Очерки из моей жизни. Воспоминания генерал-лейтенанта Генштаба, одного из лидеров Белого движения на Юге России — страница 80 из 151

В хорошем виде еще были артиллерийские и инженерные части, в которых, вследствие меньшей убыли во время войны, было много кадровых офицеров и солдат. Дисциплина в этих частях еще держалась. Что же касается всех трех пехотных дивизий, то они были на пути к полному развалу.

Я ежедневно получал донесения от начальников дивизий, рисовавших положение в самых мрачных красках, указывавших, что образовавшиеся в частях войск комитеты решительно во все вмешиваются; занятий части войск производить не хотели; дисциплинарную власть начальствующие лица применять не могли; комитеты стремились получить в свое распоряжение все экономические суммы частей войск.

Я ежедневно бывал то в одном, то в другом полку.
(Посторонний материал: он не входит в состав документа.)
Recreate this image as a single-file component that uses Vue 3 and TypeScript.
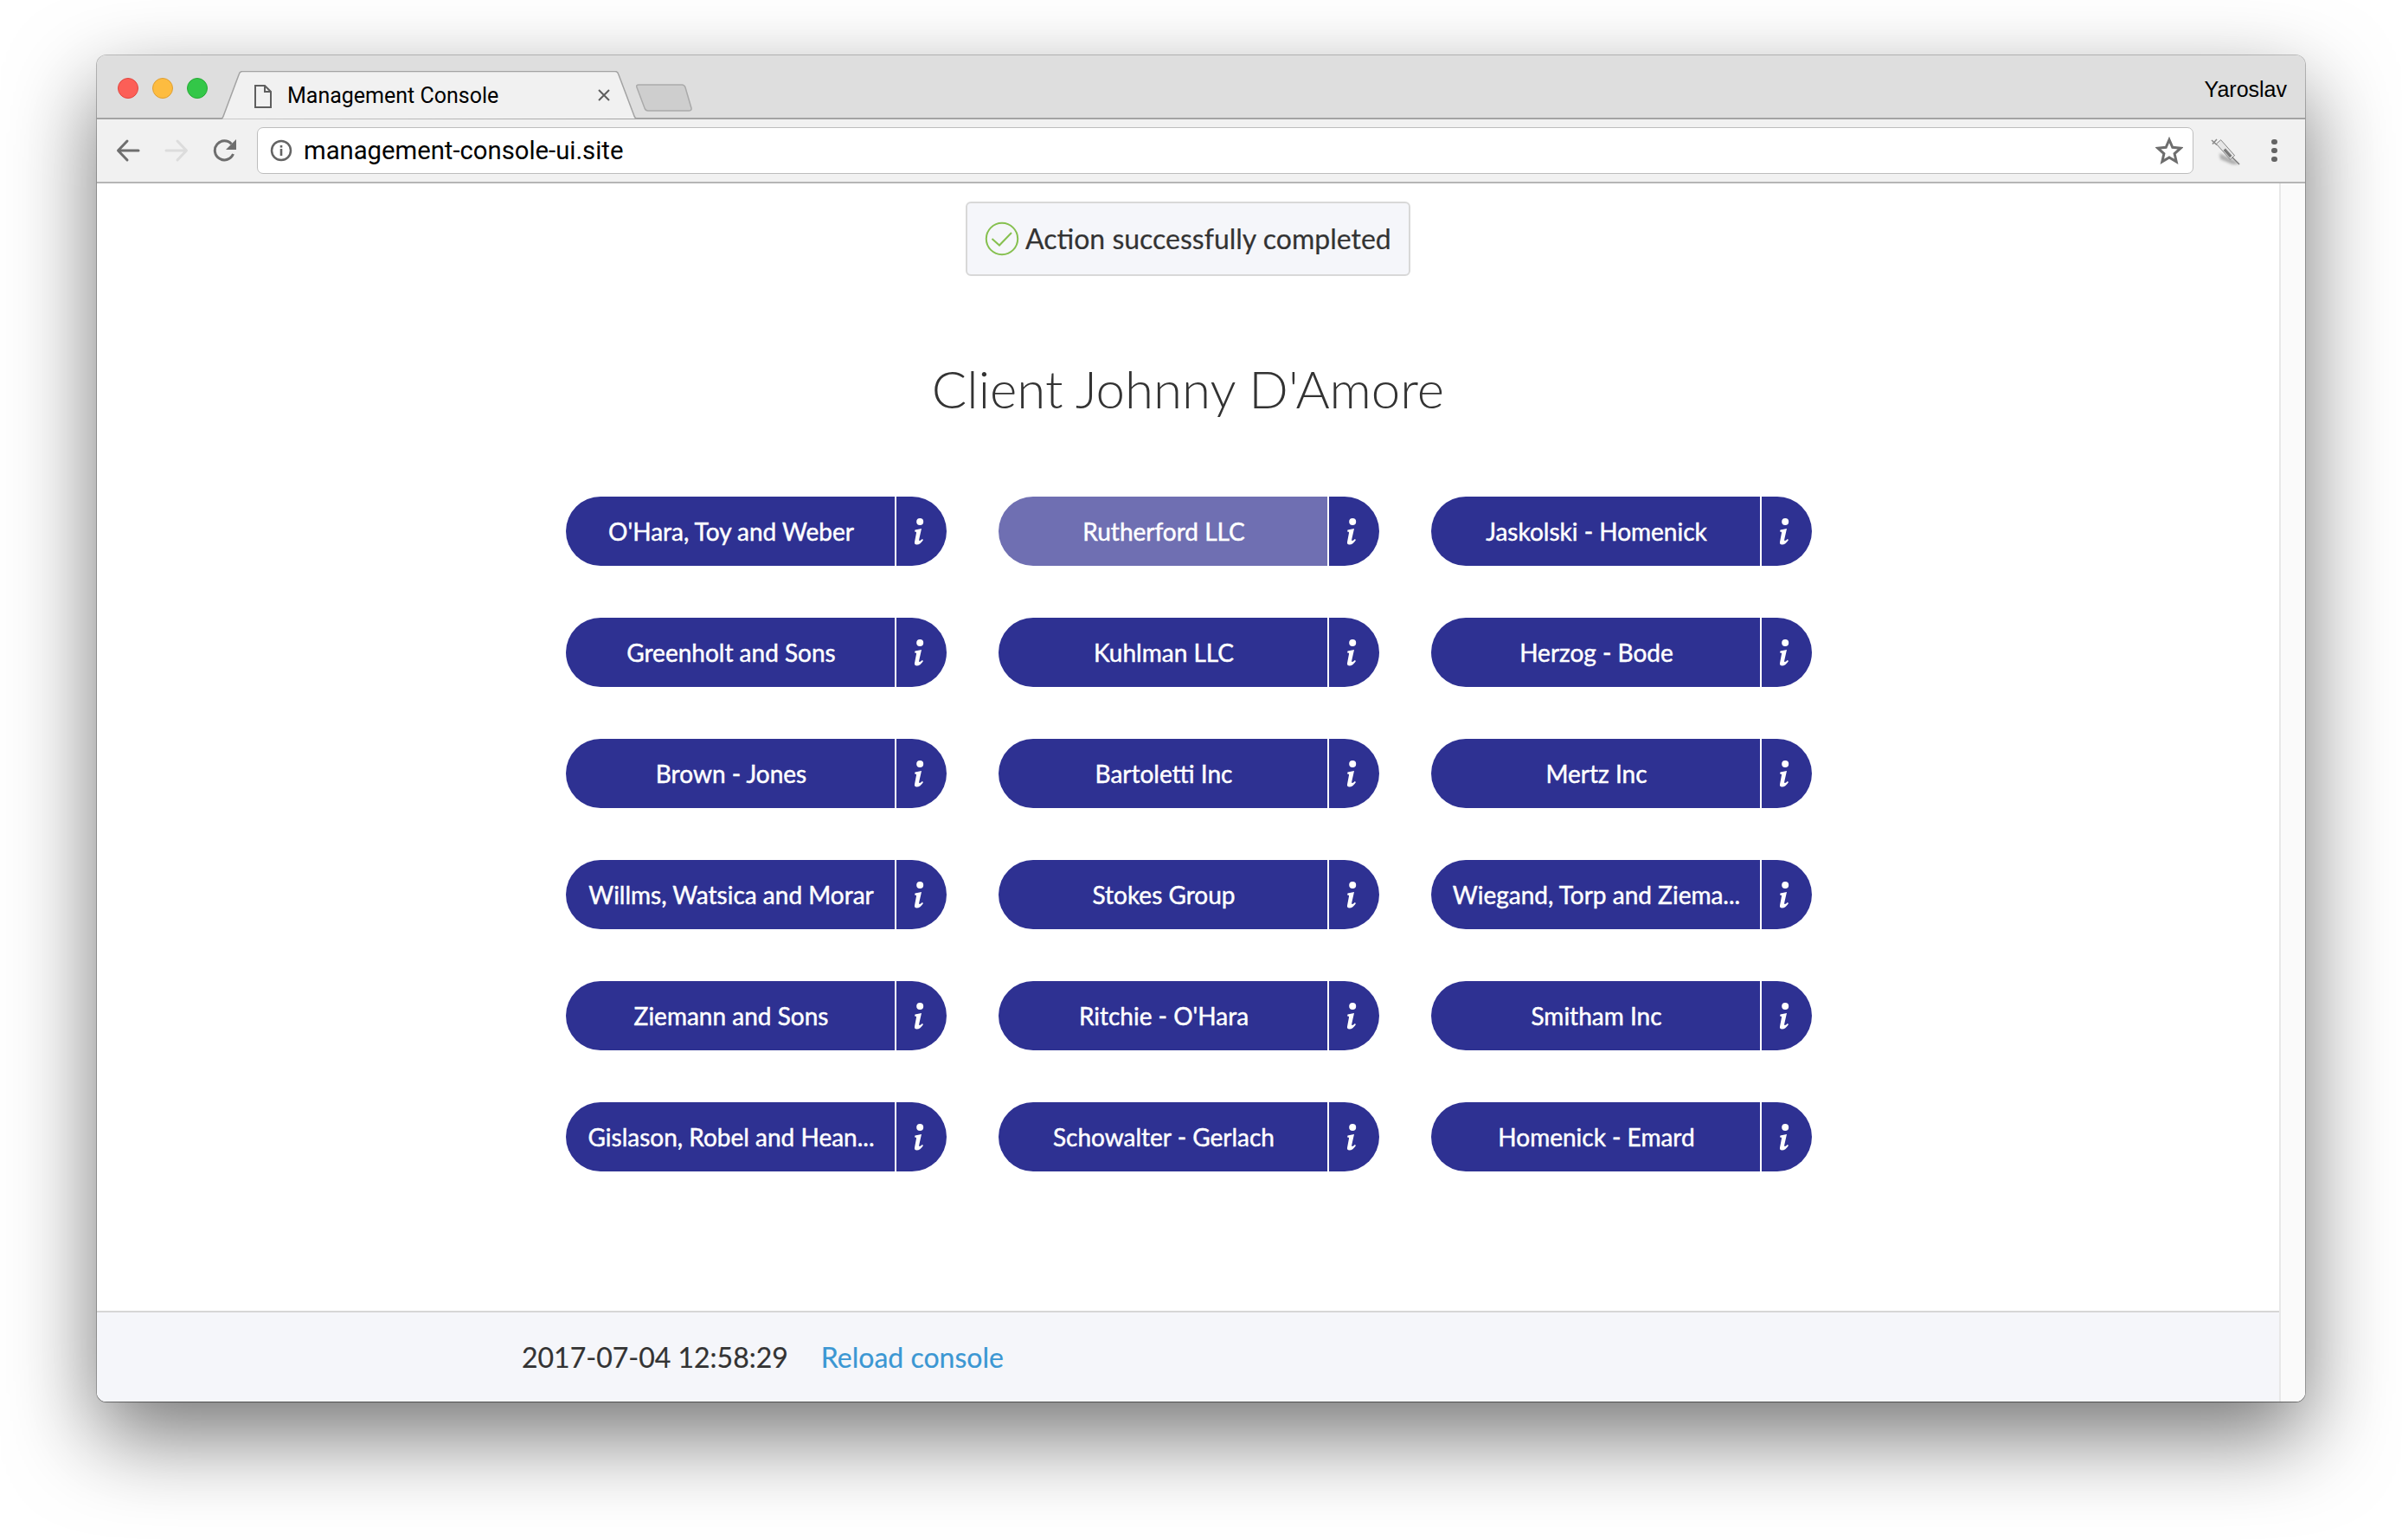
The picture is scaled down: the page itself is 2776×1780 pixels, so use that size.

Но кроме планомерных, намеченных мною разъездов по частям войск, мне приходилось почти ежедневно, по просьбе то одного, то другого из начальников дивизий, ездить в полки, в которых возникали те или иные недоразумения. Мне с большим трудом удавалось сохранить только внешнюю дисциплину в войсках.

Корпус был расквартирован на очень широком пространстве, примыкая на запад к реке Нарове. Близость Петрограда давала себя чувствовать. Вся выходящая в Петрограде пропагандная литература в виде всевозможных воззваний, листков и проч. уже на следующий день по выходе была в частях войск моего корпуса. Почти ежедневно в войсках появлялись пропагандисты, отправляемые из Петрограда.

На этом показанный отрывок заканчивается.